De forma semelhante, nas décadas mais recentes, embora a influência da "Generación del 27" tenha se mostrado preponderante no universo hispânico, enquanto os ecos brechtianos ou mesmo de Gottfried Benn dêem o tom característico a obras, de resto diferentes entre si, como a de Hans Magnus Enzensberger, Helmut Heissenbüttel ou os vanguardistas do grupo de Viena, o maior poeta de língua alemã do pós-guerra, Paul Celan, filia-se a uma tradição que, passando por Trakl, enraíza-se em Hölderlin. Ao mesmo tempo, o melhor poeta da Espanha atual, José Angel Valente, migrou, na metade de sua carreira, de uma poética descarnada rumo às ressonâncias místicas embutidas no onirismo de pesadelo do autor de "Fuga da Morte".
O hibridismo de estilos e tradições nacionais que caracteriza os textos de Oliver aponta menos, portanto, para uma nova síntese do que para a exploração de coincidências recônditas e antigas, mas que, nas mãos de alguém que trabalha num contexto bilíngüe, assumem uma urgência especial.
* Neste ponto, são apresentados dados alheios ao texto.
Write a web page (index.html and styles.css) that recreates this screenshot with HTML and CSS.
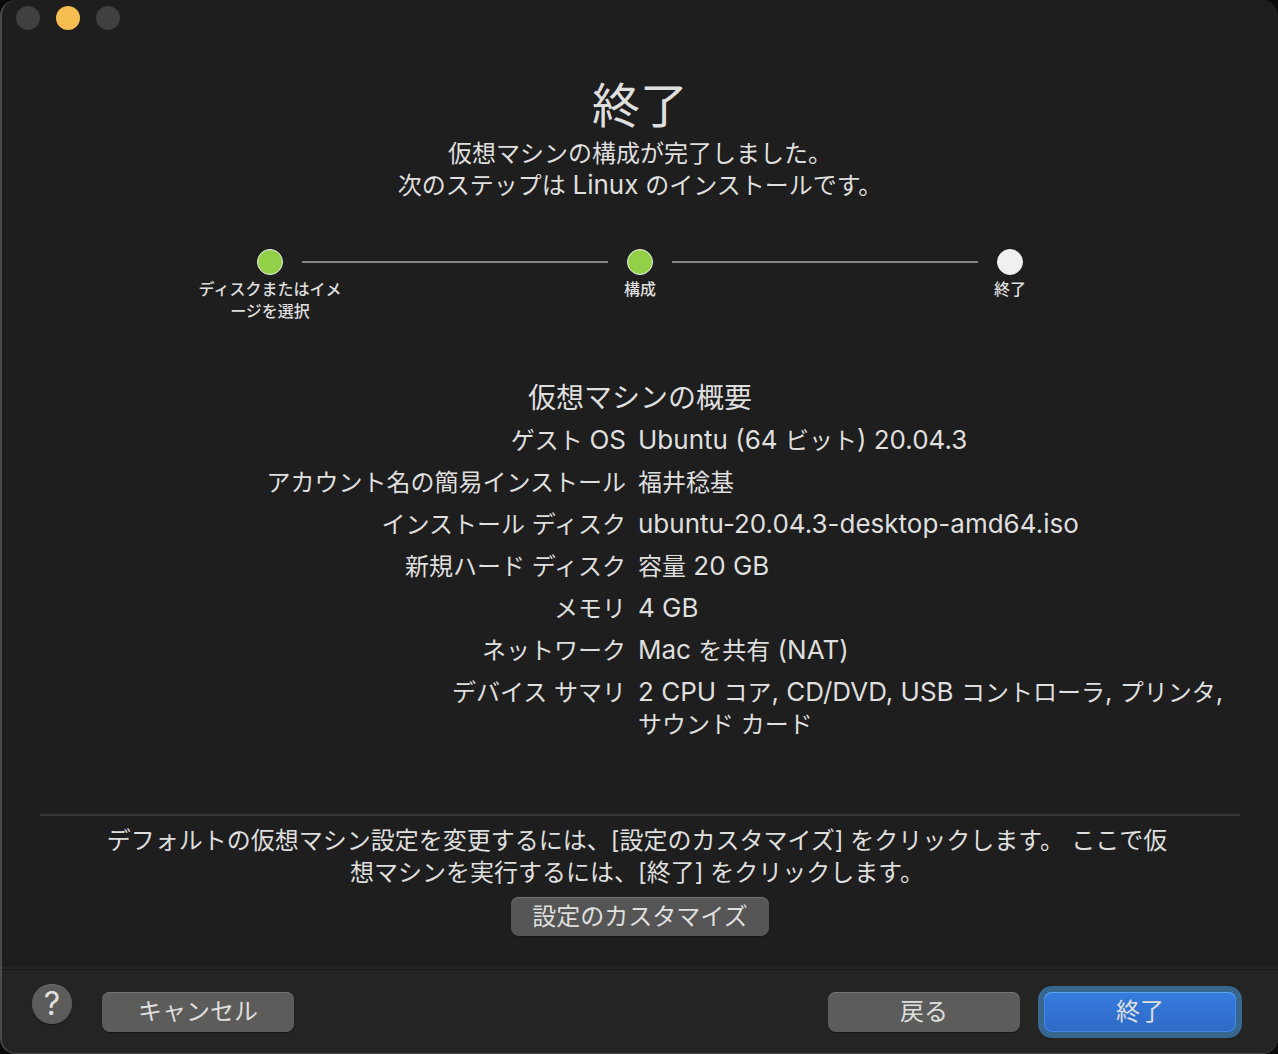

É quem parte tanto da Península Ibérica quanto da Europa Central que poderá entrever mais claramente até que ponto a opção por uma vertente específica foi condicionada por traumas históricos, a saber, de um lado a guerra civil e o franquismo e, do outro, a Segunda Guerra e o nazismo.
Esses traumas se enlaçam e emergem tematicamente nos versos de Oliver, que são capazes de sublinhar, em "Na Ossatura de um Dia", os paralelos entre o destino dos "gitanos" lorquianos da Andaluzia e o dos judeus exterminados em Auschwitz. Talvez valha a pena ressaltar que a lição de outro poeta híbrido, o peruano César Vallejo, parece também informar esse poema.
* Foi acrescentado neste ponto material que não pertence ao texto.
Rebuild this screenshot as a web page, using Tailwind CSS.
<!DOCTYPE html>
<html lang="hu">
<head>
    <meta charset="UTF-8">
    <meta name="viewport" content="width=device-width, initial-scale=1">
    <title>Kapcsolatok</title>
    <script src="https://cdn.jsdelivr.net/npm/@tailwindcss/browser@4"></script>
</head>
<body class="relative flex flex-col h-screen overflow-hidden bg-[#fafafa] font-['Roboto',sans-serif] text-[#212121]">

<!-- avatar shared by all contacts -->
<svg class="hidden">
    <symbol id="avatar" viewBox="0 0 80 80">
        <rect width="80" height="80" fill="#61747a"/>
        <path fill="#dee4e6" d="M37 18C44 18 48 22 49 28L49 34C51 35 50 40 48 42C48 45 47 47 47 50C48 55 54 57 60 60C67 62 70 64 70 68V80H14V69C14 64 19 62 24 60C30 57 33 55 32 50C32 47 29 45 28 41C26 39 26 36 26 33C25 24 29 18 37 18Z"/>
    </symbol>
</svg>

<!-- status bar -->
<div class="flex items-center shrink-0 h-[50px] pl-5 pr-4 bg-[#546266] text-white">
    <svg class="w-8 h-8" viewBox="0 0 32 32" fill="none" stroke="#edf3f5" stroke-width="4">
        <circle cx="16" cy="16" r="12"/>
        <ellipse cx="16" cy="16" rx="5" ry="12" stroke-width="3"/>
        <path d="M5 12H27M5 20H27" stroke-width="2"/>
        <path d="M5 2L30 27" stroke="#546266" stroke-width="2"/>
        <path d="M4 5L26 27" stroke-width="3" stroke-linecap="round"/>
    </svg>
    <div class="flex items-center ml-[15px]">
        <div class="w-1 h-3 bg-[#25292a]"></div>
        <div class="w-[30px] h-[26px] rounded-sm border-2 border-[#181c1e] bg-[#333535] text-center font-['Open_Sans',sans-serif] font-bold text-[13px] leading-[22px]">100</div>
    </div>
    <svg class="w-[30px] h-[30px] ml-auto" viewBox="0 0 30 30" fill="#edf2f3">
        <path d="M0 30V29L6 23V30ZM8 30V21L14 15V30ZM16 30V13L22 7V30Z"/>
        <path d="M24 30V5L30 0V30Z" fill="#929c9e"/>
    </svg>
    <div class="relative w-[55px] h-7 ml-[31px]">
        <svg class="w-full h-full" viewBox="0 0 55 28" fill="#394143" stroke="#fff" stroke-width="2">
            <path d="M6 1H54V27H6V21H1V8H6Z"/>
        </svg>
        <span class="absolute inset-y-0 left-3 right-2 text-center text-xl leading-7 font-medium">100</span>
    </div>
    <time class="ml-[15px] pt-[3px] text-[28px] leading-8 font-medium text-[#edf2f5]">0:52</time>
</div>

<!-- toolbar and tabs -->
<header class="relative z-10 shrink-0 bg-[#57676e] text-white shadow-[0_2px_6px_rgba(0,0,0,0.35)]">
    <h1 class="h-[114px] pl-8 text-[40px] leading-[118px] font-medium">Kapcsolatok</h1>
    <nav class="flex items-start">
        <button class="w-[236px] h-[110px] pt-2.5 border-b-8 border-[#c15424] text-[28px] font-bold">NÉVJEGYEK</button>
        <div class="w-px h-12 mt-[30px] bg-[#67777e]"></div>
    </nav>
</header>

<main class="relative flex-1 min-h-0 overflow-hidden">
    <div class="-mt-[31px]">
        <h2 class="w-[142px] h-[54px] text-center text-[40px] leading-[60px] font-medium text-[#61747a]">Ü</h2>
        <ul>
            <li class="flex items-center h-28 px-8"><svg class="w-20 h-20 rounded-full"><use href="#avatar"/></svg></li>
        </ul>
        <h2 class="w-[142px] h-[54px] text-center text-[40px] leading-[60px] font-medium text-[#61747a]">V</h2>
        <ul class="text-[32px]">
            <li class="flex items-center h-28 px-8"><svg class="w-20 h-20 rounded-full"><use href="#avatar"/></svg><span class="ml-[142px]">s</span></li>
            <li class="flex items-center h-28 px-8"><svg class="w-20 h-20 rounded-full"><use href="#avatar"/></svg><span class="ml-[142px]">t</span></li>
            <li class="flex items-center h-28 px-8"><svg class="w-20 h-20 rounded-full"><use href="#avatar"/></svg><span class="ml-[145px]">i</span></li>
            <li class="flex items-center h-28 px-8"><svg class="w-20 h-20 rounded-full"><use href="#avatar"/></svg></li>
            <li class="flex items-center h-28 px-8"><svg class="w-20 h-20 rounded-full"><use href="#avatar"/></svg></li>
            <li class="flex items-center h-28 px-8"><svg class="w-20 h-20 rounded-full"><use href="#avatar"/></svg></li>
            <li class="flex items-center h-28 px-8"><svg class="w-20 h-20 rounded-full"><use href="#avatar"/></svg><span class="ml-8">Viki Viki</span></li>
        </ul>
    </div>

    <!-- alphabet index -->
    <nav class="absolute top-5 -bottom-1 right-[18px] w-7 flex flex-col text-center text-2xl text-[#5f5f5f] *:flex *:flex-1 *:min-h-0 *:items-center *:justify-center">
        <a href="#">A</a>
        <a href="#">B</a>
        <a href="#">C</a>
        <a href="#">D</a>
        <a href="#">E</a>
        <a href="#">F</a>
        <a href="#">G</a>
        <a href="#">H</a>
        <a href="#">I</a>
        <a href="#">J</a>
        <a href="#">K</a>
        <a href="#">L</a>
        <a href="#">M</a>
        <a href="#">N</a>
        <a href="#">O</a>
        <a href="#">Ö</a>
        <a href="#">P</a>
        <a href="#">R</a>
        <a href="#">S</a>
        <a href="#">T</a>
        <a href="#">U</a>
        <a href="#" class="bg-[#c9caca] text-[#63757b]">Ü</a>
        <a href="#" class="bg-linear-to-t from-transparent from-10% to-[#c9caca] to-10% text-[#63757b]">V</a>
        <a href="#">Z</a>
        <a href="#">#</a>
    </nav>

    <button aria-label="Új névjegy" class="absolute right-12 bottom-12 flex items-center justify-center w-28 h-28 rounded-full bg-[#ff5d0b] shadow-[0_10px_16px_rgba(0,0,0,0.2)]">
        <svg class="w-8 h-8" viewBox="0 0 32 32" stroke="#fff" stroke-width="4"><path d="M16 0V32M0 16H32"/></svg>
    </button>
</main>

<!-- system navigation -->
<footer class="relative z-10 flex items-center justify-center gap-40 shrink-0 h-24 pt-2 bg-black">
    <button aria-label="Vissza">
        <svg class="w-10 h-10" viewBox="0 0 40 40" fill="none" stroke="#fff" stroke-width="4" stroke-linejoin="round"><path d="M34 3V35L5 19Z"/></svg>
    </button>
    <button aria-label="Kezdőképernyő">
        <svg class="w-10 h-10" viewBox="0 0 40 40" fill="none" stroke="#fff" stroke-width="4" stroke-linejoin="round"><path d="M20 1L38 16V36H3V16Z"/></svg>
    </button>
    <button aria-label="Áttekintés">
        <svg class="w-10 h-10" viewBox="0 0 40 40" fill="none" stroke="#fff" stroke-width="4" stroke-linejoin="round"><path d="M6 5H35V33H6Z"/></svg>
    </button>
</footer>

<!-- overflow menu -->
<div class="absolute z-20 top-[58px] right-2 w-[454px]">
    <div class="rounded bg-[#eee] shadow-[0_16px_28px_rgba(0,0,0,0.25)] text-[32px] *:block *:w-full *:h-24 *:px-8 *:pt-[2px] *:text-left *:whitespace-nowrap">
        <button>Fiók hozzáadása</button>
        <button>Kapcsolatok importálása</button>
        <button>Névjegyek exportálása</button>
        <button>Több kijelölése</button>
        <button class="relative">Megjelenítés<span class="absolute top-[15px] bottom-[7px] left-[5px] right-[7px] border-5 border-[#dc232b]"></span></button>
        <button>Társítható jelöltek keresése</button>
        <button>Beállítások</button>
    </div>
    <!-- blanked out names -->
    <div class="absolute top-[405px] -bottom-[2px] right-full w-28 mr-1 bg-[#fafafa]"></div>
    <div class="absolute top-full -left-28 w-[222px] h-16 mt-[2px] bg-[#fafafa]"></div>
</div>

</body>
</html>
O que há de mais interessante na obra discutida é, afinal, o modo como seu autor mobiliza recursos poéticos oriundos de duas tradições diferentes e aplicados à discussão de dois traumas históricos distintos. Não só para demonstrar sua convergência de base, como também para abordar um outro trauma que, na sua magnitude, desborda fronteiras estilísticas e/ou nacionais: o Holocausto.